Quote the records below in full, exactly as given, with the images taken out.

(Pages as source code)
----
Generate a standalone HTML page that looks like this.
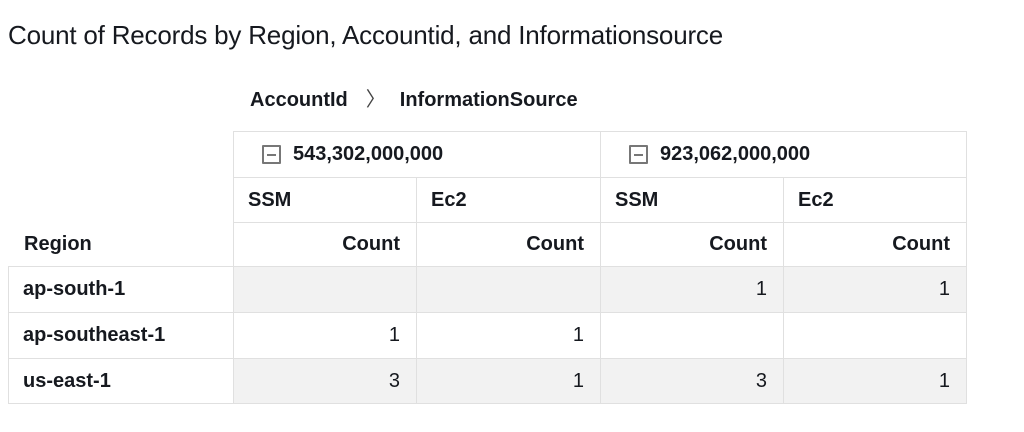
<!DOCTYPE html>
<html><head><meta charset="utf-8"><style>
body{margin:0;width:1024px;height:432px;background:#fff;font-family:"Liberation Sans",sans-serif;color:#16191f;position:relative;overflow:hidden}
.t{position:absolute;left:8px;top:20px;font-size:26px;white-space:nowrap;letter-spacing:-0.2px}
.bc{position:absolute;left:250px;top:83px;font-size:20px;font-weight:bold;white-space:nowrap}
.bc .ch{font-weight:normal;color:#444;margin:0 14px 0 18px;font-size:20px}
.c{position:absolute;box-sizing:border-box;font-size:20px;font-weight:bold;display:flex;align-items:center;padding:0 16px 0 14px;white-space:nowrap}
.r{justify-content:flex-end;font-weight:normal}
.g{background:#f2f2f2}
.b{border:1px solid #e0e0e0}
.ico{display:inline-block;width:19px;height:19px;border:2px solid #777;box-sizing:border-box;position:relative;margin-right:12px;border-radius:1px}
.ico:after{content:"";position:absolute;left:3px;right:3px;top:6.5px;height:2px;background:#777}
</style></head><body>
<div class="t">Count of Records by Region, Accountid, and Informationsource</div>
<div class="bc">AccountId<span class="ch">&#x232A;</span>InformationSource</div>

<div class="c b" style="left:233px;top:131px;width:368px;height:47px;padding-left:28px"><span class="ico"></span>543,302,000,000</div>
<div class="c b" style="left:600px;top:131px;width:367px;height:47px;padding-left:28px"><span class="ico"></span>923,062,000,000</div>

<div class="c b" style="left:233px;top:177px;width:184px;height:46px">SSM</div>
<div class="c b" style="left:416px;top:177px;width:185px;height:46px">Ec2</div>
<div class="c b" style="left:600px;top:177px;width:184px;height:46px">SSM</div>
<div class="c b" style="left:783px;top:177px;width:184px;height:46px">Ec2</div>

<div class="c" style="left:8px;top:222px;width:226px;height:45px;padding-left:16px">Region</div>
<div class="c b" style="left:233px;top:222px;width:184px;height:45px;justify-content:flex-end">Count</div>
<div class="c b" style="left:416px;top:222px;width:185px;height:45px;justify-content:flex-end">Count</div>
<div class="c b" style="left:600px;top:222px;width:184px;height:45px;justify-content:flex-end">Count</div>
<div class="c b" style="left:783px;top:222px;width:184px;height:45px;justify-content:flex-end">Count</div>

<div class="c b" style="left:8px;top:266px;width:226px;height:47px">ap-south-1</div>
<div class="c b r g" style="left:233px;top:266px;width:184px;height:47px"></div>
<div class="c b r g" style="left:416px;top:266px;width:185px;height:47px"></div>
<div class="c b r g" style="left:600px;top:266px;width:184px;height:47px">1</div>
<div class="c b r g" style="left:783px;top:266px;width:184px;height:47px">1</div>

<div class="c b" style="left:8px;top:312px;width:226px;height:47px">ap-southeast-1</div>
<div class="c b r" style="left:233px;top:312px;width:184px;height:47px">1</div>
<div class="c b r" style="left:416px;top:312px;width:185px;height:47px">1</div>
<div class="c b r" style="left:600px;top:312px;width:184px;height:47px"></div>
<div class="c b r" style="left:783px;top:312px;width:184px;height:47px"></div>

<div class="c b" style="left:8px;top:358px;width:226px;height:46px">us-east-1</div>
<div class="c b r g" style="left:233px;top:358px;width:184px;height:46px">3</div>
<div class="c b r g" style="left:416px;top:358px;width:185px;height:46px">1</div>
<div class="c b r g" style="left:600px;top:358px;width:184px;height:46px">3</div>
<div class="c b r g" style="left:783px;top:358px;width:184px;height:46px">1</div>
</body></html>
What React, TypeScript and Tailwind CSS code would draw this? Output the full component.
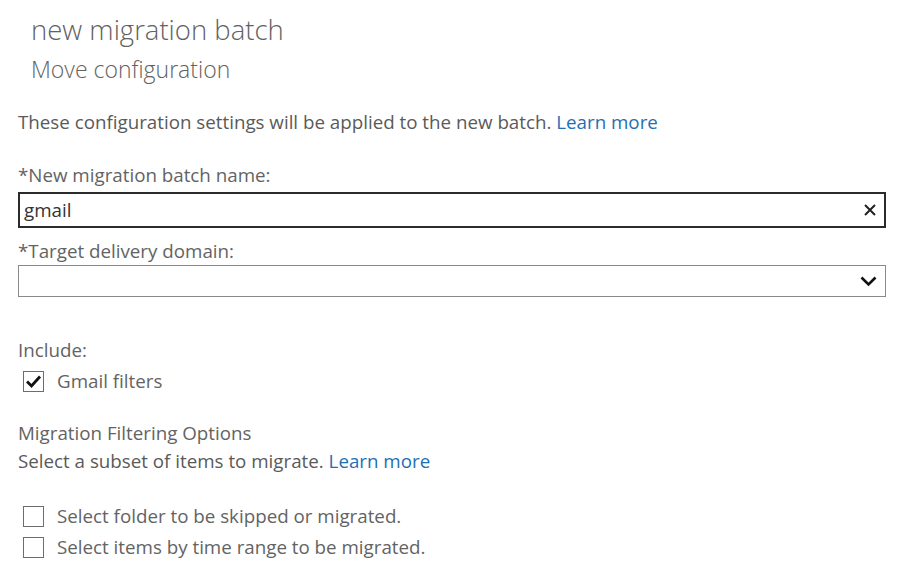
----
## RESPONSE
Generate a standalone HTML page that looks like this.
<!DOCTYPE html>
<html><head><meta charset="utf-8"><style>
body{margin:0;width:1024px;height:432px;background:#fff;font-family:"Liberation Sans",sans-serif;color:#16191f;position:relative;overflow:hidden}
.t{position:absolute;left:8px;top:20px;font-size:26px;white-space:nowrap;letter-spacing:-0.2px}
.bc{position:absolute;left:250px;top:83px;font-size:20px;font-weight:bold;white-space:nowrap}
.bc .ch{font-weight:normal;color:#444;margin:0 14px 0 18px;font-size:20px}
.c{position:absolute;box-sizing:border-box;font-size:20px;font-weight:bold;display:flex;align-items:center;padding:0 16px 0 14px;white-space:nowrap}
.r{justify-content:flex-end;font-weight:normal}
.g{background:#f2f2f2}
.b{border:1px solid #e0e0e0}
.ico{display:inline-block;width:19px;height:19px;border:2px solid #777;box-sizing:border-box;position:relative;margin-right:12px;border-radius:1px}
.ico:after{content:"";position:absolute;left:3px;right:3px;top:6.5px;height:2px;background:#777}
</style></head><body>
<div class="t">Count of Records by Region, Accountid, and Informationsource</div>
<div class="bc">AccountId<span class="ch">&#x232A;</span>InformationSource</div>

<div class="c b" style="left:233px;top:131px;width:368px;height:47px;padding-left:28px"><span class="ico"></span>543,302,000,000</div>
<div class="c b" style="left:600px;top:131px;width:367px;height:47px;padding-left:28px"><span class="ico"></span>923,062,000,000</div>

<div class="c b" style="left:233px;top:177px;width:184px;height:46px">SSM</div>
<div class="c b" style="left:416px;top:177px;width:185px;height:46px">Ec2</div>
<div class="c b" style="left:600px;top:177px;width:184px;height:46px">SSM</div>
<div class="c b" style="left:783px;top:177px;width:184px;height:46px">Ec2</div>

<div class="c" style="left:8px;top:222px;width:226px;height:45px;padding-left:16px">Region</div>
<div class="c b" style="left:233px;top:222px;width:184px;height:45px;justify-content:flex-end">Count</div>
<div class="c b" style="left:416px;top:222px;width:185px;height:45px;justify-content:flex-end">Count</div>
<div class="c b" style="left:600px;top:222px;width:184px;height:45px;justify-content:flex-end">Count</div>
<div class="c b" style="left:783px;top:222px;width:184px;height:45px;justify-content:flex-end">Count</div>

<div class="c b" style="left:8px;top:266px;width:226px;height:47px">ap-south-1</div>
<div class="c b r g" style="left:233px;top:266px;width:184px;height:47px"></div>
<div class="c b r g" style="left:416px;top:266px;width:185px;height:47px"></div>
<div class="c b r g" style="left:600px;top:266px;width:184px;height:47px">1</div>
<div class="c b r g" style="left:783px;top:266px;width:184px;height:47px">1</div>

<div class="c b" style="left:8px;top:312px;width:226px;height:47px">ap-southeast-1</div>
<div class="c b r" style="left:233px;top:312px;width:184px;height:47px">1</div>
<div class="c b r" style="left:416px;top:312px;width:185px;height:47px">1</div>
<div class="c b r" style="left:600px;top:312px;width:184px;height:47px"></div>
<div class="c b r" style="left:783px;top:312px;width:184px;height:47px"></div>

<div class="c b" style="left:8px;top:358px;width:226px;height:46px">us-east-1</div>
<div class="c b r g" style="left:233px;top:358px;width:184px;height:46px">3</div>
<div class="c b r g" style="left:416px;top:358px;width:185px;height:46px">1</div>
<div class="c b r g" style="left:600px;top:358px;width:184px;height:46px">3</div>
<div class="c b r g" style="left:783px;top:358px;width:184px;height:46px">1</div>
</body></html>
What React, TypeScript and Tailwind CSS code would draw this? Output the full component.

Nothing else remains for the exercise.